Required work
Determine how many lines of the data below contain "this", then give only that number.

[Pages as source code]
··········

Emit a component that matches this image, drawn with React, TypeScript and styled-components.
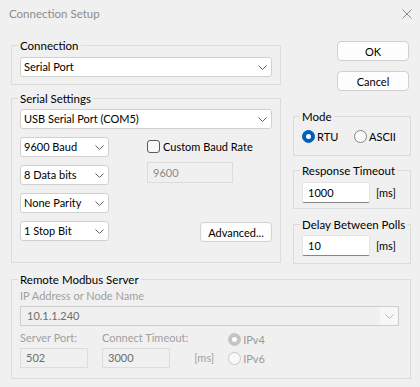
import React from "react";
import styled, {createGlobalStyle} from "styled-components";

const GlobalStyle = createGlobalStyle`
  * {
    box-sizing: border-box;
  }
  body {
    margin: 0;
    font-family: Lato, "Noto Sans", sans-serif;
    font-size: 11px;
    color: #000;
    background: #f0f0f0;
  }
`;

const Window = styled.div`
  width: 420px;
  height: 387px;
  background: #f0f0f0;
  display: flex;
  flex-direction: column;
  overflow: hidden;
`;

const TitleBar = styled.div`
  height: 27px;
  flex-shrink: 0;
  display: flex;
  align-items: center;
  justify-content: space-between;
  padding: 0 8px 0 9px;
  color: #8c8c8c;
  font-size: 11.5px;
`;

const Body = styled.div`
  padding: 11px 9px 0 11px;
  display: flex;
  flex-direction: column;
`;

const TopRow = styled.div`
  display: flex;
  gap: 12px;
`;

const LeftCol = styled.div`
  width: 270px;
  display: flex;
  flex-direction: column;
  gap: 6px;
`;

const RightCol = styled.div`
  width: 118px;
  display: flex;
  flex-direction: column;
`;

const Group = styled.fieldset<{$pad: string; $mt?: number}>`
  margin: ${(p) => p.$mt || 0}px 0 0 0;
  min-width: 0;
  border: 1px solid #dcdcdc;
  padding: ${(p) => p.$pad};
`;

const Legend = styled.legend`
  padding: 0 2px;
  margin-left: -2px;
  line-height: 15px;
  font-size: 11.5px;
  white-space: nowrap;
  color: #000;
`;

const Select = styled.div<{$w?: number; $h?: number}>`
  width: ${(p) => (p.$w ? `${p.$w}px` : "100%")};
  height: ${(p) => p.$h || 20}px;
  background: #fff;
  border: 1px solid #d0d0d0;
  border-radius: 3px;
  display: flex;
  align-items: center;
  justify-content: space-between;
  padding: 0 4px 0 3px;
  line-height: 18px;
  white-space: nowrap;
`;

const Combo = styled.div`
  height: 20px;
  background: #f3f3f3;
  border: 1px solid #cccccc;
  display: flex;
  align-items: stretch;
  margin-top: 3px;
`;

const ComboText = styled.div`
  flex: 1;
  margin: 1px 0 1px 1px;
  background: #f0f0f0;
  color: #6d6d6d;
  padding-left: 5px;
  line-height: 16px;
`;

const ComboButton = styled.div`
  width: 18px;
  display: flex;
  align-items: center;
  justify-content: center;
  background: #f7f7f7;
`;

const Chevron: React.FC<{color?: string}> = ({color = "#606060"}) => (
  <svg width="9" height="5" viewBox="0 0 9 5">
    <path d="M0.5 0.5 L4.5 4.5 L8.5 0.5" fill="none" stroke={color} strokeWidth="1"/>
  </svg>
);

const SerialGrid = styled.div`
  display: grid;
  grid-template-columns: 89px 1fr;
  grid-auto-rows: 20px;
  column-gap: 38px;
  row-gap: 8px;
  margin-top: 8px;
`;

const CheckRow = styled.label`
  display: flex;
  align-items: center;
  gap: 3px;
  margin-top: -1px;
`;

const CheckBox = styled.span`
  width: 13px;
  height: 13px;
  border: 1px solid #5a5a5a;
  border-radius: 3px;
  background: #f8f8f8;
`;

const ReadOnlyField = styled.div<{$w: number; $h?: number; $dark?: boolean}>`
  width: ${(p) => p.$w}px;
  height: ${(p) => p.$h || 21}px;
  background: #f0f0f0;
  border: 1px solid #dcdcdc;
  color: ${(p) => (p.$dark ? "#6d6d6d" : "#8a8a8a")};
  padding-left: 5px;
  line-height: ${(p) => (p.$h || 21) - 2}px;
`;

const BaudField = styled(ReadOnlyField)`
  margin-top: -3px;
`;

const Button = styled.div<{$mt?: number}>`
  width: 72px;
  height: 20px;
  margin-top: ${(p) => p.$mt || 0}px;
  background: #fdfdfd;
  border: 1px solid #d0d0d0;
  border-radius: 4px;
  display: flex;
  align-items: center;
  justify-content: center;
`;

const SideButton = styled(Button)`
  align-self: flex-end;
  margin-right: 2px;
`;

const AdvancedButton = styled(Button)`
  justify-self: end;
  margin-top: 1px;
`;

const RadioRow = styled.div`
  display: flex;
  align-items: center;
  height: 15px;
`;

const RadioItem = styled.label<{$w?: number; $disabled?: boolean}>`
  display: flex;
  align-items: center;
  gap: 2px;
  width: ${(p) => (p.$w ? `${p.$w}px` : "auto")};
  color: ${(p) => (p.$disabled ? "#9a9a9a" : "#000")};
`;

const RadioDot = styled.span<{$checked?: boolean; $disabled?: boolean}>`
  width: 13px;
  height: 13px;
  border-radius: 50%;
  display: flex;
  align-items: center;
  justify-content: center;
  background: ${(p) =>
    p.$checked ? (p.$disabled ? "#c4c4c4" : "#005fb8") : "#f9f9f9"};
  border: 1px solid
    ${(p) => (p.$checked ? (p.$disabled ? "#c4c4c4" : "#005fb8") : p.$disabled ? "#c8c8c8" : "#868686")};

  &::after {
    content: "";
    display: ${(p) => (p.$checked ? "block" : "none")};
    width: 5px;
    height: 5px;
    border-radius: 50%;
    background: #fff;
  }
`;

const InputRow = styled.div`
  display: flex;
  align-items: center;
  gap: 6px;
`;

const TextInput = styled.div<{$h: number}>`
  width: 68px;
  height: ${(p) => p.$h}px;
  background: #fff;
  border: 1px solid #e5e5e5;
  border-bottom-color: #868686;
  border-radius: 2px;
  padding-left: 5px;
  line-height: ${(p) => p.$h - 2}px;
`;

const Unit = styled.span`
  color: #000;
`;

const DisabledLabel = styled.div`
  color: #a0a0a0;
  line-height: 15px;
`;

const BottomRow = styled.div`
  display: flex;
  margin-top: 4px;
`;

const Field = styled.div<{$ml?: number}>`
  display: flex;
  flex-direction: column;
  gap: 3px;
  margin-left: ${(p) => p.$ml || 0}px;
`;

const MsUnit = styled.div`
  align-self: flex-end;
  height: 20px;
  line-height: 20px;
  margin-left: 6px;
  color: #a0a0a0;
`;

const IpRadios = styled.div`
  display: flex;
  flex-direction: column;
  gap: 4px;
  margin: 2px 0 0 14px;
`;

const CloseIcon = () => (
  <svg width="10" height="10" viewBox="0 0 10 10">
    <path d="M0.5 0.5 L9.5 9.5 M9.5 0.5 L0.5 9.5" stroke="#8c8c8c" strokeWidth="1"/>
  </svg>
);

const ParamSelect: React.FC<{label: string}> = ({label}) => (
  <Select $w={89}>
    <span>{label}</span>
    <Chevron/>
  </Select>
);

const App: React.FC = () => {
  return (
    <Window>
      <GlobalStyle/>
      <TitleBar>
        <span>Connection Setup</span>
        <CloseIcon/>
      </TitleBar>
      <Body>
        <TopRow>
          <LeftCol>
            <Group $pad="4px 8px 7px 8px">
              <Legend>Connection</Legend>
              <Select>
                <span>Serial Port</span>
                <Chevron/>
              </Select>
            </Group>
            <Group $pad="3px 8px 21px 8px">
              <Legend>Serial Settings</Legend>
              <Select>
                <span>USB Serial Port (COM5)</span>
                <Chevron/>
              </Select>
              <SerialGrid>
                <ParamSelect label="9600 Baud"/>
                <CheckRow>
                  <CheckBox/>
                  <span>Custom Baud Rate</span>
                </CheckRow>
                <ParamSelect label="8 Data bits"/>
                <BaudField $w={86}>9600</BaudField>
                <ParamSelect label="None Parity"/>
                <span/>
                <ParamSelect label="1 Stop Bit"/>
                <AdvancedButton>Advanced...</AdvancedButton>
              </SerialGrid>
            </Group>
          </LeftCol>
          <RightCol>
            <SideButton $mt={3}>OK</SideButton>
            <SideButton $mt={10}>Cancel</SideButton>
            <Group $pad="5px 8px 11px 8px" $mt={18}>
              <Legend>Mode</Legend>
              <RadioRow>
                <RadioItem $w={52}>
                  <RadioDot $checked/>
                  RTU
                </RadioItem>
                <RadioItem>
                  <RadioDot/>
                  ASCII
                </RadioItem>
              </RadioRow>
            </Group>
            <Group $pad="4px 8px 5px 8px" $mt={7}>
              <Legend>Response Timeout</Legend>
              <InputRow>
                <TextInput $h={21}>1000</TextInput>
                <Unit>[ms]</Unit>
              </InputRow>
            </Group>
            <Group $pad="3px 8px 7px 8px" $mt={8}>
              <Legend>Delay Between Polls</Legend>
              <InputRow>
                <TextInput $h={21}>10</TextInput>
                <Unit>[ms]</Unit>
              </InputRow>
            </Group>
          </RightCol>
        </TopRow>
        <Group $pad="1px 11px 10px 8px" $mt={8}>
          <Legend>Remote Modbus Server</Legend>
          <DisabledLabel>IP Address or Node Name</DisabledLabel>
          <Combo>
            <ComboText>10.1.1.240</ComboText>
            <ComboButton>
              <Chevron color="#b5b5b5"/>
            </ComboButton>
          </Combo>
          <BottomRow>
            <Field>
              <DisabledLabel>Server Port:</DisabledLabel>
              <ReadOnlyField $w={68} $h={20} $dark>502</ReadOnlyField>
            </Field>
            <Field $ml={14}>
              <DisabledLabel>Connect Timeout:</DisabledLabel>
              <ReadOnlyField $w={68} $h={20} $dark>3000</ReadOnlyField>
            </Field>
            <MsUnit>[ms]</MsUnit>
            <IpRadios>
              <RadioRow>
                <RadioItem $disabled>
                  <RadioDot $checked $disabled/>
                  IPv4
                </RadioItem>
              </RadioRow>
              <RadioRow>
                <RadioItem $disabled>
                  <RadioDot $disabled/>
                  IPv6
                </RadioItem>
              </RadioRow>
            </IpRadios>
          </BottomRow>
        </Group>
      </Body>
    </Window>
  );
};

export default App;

··········

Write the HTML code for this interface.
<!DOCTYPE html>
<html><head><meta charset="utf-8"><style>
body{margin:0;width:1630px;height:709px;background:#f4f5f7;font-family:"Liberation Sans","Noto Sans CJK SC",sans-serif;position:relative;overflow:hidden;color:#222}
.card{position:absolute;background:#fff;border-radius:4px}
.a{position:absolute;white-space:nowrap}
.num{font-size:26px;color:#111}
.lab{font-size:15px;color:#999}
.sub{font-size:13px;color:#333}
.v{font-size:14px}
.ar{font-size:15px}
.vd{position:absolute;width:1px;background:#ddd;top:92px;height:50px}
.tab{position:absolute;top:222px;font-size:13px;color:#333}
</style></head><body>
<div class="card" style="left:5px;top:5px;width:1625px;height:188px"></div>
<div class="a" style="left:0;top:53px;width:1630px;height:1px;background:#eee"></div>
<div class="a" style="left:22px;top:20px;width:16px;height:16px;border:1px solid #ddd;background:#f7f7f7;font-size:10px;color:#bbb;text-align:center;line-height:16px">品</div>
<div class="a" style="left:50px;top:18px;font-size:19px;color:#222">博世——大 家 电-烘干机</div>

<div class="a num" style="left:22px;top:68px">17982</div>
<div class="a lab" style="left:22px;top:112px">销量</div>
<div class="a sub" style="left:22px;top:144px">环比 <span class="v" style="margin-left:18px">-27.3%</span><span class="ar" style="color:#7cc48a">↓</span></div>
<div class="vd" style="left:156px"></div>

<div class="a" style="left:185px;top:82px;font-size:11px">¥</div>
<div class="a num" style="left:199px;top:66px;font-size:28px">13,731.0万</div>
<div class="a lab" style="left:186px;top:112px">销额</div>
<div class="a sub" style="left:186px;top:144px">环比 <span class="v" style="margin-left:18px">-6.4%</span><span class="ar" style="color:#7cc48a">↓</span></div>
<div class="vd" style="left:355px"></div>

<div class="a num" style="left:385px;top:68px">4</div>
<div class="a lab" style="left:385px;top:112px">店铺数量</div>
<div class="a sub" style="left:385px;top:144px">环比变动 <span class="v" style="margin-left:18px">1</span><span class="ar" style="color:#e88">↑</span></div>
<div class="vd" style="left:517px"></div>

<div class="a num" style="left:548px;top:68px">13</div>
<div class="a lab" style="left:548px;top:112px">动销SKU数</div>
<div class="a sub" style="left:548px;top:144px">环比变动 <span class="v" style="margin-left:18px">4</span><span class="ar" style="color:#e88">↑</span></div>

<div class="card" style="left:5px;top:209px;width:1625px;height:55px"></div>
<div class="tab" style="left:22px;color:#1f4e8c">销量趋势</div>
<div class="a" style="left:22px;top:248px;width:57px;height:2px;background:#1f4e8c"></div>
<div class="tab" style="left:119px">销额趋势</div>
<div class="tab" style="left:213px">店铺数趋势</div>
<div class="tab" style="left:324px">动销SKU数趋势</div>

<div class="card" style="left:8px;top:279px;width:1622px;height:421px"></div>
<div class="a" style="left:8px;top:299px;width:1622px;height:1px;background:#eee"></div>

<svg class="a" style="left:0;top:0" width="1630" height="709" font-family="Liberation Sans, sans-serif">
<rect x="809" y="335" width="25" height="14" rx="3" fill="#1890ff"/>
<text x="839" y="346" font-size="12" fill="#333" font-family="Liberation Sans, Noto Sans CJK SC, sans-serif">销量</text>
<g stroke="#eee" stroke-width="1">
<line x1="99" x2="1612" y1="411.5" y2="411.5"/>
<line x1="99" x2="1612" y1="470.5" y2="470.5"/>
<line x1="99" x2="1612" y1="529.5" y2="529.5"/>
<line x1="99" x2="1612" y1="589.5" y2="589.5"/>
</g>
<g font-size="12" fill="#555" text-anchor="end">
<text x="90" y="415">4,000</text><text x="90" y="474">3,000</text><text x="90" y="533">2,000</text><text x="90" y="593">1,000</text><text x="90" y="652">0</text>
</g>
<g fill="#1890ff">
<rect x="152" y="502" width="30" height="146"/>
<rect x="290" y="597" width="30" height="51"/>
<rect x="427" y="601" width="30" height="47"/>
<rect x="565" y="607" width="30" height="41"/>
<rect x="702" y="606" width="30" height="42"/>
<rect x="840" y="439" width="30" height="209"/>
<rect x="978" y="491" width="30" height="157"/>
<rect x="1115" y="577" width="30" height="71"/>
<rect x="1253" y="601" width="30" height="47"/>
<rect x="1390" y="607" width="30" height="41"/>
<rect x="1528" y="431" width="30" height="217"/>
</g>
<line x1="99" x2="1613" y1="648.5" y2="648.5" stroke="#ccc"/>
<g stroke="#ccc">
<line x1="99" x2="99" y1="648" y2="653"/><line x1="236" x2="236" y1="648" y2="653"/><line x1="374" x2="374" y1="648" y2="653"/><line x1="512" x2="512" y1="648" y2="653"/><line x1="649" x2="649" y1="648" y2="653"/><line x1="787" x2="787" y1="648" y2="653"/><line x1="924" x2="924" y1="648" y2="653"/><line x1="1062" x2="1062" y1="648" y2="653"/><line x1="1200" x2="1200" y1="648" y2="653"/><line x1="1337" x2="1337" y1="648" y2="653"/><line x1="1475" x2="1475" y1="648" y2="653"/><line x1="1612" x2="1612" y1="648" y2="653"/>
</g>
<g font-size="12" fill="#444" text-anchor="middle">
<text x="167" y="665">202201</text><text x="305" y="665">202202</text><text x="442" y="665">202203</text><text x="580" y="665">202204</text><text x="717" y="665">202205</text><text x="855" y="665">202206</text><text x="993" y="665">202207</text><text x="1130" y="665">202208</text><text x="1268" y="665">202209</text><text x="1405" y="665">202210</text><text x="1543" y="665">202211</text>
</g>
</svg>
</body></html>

··········

Exercise output
2